The exercise: Go through the records and copy each line where the word "this" occurs.

Records for the task:
* start *

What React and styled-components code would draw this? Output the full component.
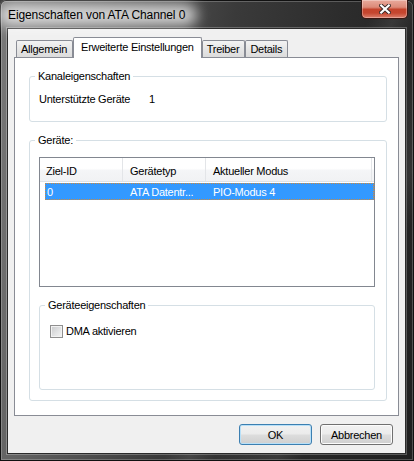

* end *
* start *

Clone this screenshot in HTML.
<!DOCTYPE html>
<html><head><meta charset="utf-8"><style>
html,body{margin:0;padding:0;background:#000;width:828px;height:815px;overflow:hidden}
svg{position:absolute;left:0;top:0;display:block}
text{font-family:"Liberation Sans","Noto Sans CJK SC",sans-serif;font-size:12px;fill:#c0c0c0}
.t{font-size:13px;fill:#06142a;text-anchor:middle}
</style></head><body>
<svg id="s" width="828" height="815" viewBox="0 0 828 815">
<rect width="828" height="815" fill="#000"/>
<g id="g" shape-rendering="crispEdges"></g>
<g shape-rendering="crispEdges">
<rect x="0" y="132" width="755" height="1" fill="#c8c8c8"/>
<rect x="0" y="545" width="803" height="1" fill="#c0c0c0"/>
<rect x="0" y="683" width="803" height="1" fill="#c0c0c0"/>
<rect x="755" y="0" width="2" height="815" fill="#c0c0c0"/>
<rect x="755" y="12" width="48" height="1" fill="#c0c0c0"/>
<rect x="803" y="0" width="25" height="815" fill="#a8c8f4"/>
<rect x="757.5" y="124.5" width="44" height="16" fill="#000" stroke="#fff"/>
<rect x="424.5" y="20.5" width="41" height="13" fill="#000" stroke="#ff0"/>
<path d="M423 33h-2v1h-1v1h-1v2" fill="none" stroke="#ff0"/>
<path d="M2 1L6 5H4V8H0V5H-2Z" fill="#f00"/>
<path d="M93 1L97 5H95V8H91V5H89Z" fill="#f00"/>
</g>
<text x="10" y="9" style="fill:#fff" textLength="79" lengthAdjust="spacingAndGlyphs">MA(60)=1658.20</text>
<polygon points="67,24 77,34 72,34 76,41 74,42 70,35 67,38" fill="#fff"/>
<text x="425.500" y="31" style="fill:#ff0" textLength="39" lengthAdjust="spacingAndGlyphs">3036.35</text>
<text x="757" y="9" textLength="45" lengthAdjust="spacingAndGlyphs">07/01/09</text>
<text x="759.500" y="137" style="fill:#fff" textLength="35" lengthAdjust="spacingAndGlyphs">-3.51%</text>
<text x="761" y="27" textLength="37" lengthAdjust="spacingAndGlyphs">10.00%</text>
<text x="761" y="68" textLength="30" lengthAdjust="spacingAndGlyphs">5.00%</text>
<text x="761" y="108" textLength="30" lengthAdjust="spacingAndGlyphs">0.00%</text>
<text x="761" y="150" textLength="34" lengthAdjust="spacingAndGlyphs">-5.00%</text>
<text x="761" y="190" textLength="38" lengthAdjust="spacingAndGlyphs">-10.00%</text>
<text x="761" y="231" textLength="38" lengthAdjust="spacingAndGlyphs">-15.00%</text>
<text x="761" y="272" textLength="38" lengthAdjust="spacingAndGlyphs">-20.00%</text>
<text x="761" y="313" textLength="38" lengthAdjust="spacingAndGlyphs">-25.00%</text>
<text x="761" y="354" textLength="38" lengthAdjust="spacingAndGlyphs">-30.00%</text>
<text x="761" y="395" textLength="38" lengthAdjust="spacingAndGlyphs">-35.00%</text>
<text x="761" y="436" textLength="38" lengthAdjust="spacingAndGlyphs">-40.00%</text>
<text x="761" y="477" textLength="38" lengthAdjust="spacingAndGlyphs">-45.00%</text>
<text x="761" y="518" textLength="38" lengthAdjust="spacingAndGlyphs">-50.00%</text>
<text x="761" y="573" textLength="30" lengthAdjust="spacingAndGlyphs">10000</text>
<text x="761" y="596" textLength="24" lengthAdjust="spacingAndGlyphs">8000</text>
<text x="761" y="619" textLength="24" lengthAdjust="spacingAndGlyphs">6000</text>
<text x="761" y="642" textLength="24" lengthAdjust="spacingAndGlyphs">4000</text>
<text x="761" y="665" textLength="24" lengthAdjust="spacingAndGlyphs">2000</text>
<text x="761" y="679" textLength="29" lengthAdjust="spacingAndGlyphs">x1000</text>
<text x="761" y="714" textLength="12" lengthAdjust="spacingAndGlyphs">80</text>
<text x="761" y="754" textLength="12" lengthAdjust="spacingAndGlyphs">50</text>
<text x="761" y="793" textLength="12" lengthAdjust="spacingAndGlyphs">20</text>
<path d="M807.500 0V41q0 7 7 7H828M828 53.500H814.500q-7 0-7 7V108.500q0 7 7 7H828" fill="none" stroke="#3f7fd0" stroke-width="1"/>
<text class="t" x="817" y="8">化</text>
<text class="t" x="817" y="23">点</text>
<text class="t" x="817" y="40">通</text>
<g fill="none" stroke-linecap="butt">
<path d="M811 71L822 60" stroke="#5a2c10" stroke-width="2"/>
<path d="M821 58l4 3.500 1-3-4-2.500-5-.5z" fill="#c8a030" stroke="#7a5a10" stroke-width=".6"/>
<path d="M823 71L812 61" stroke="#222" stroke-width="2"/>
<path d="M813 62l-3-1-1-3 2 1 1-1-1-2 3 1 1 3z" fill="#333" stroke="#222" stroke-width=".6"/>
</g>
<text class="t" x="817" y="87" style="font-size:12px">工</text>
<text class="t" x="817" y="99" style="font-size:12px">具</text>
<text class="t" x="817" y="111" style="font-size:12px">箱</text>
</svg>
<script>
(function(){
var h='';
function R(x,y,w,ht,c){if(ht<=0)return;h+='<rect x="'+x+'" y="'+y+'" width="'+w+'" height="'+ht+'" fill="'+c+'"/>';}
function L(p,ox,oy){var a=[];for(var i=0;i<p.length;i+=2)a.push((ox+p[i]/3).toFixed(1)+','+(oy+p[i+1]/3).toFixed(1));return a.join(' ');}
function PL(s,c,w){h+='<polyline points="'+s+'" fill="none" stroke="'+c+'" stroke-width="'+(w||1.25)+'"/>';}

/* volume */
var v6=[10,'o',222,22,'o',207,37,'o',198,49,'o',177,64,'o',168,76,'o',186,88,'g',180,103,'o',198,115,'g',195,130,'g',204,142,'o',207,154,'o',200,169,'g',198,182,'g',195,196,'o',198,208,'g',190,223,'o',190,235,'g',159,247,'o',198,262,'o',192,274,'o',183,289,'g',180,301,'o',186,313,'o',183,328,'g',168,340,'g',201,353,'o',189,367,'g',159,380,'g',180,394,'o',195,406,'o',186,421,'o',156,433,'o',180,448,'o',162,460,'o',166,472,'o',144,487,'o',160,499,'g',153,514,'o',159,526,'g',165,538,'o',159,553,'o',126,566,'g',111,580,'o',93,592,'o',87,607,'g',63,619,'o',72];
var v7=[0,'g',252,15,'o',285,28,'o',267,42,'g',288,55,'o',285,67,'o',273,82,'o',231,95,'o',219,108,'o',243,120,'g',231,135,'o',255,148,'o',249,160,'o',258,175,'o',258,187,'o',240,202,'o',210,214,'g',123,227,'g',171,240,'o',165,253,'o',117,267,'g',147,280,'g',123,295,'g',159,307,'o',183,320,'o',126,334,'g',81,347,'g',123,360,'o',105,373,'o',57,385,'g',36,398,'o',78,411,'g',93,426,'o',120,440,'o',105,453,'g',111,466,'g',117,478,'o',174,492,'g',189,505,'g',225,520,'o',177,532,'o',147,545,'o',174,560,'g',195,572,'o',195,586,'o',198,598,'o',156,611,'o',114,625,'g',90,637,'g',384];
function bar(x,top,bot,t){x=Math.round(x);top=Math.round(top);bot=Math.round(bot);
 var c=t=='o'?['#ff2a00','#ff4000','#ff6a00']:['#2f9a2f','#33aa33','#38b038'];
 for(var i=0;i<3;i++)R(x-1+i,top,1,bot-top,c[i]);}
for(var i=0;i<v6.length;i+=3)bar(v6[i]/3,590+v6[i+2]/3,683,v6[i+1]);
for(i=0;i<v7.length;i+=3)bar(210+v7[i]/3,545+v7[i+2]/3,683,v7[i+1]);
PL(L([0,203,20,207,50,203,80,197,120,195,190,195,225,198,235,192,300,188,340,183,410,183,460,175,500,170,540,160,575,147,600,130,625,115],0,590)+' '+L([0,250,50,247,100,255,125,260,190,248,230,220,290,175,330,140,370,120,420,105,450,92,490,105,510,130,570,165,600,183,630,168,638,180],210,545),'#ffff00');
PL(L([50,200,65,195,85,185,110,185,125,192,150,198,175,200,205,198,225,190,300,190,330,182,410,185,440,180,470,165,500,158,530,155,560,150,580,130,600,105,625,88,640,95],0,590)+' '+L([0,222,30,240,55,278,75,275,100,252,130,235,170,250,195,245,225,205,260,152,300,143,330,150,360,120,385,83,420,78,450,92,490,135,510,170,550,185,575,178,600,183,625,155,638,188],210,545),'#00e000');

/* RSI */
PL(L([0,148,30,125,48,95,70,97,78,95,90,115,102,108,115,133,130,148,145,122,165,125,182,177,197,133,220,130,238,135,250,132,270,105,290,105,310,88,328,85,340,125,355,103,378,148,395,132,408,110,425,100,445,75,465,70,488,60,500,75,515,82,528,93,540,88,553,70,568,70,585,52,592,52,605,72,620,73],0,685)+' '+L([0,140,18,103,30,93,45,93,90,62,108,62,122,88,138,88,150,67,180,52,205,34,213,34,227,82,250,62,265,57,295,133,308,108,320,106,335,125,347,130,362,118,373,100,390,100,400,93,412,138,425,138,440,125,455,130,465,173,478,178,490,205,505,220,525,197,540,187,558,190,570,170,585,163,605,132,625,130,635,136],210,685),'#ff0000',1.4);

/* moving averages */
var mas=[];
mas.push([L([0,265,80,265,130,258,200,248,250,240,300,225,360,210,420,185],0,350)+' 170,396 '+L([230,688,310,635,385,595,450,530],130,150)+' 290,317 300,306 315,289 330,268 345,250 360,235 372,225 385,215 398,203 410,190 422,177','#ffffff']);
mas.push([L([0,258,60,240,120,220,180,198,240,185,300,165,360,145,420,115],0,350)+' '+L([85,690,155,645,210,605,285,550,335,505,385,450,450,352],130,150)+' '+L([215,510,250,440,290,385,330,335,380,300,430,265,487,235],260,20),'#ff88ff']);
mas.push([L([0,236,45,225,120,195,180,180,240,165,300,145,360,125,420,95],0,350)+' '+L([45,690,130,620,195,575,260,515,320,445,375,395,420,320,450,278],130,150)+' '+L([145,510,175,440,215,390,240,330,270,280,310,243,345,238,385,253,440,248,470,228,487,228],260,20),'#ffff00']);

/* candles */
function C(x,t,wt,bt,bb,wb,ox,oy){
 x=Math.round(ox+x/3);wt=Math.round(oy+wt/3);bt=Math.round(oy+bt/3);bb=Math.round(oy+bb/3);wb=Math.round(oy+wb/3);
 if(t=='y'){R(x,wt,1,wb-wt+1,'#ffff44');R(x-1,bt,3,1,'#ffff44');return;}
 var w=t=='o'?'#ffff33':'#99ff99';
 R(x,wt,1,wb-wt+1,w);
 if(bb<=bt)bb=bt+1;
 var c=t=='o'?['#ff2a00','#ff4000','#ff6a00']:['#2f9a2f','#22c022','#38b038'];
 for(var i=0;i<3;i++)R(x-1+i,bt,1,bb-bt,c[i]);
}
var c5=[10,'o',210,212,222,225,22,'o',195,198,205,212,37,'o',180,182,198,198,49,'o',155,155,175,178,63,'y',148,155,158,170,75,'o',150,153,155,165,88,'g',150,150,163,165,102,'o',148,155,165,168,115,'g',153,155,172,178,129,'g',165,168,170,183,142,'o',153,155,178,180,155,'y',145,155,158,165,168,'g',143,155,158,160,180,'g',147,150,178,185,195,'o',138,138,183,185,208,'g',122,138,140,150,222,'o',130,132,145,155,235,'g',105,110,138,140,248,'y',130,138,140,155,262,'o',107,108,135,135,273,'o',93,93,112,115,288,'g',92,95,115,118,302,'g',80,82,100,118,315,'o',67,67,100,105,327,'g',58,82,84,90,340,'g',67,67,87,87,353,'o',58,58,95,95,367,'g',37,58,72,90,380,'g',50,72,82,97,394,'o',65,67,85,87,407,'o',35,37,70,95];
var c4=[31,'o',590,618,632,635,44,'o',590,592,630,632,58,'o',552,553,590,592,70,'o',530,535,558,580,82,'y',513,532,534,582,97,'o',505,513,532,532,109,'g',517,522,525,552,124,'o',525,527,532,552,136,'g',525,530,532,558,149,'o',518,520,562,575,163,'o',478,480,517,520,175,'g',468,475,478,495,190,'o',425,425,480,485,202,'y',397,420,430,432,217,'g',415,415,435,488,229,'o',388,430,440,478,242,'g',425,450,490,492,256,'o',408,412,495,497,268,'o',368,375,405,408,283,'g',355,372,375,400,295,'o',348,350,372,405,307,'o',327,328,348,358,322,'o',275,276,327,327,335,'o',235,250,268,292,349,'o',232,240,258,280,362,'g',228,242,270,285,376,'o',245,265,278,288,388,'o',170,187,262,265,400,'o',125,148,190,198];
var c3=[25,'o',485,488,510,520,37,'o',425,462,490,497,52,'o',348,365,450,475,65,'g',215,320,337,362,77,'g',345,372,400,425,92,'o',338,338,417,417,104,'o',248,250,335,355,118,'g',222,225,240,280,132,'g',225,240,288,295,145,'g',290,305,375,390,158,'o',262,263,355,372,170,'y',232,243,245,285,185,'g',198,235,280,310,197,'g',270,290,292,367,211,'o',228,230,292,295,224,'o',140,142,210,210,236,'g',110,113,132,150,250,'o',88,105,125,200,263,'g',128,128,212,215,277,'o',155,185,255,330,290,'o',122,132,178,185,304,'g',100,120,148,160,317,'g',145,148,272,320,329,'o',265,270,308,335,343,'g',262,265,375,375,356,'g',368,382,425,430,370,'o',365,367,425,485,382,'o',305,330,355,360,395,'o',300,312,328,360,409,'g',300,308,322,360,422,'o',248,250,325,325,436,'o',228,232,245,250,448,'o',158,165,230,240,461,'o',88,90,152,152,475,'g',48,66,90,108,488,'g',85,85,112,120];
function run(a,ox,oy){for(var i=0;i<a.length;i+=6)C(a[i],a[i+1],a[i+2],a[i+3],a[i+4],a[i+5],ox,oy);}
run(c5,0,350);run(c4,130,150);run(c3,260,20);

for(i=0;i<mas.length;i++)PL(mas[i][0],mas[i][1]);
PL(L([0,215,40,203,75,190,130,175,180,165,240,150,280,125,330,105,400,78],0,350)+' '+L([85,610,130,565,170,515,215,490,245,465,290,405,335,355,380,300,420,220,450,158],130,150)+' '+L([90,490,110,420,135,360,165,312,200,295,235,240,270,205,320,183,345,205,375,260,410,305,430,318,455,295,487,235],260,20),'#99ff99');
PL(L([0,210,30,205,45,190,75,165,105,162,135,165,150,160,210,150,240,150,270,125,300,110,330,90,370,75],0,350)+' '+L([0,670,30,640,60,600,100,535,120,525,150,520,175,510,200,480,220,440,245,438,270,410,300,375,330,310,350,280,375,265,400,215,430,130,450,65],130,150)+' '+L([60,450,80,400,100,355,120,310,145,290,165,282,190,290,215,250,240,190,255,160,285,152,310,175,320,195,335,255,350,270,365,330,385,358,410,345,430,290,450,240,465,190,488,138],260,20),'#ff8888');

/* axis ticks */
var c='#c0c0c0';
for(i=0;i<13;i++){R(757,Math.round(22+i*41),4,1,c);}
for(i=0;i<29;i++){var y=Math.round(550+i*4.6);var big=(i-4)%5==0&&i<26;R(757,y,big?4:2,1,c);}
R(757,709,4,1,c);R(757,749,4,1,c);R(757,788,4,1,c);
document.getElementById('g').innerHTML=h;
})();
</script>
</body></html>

* end *

Solution to the exercise:
What React and styled-components code would draw this? Output the full component.
Clone this screenshot in HTML.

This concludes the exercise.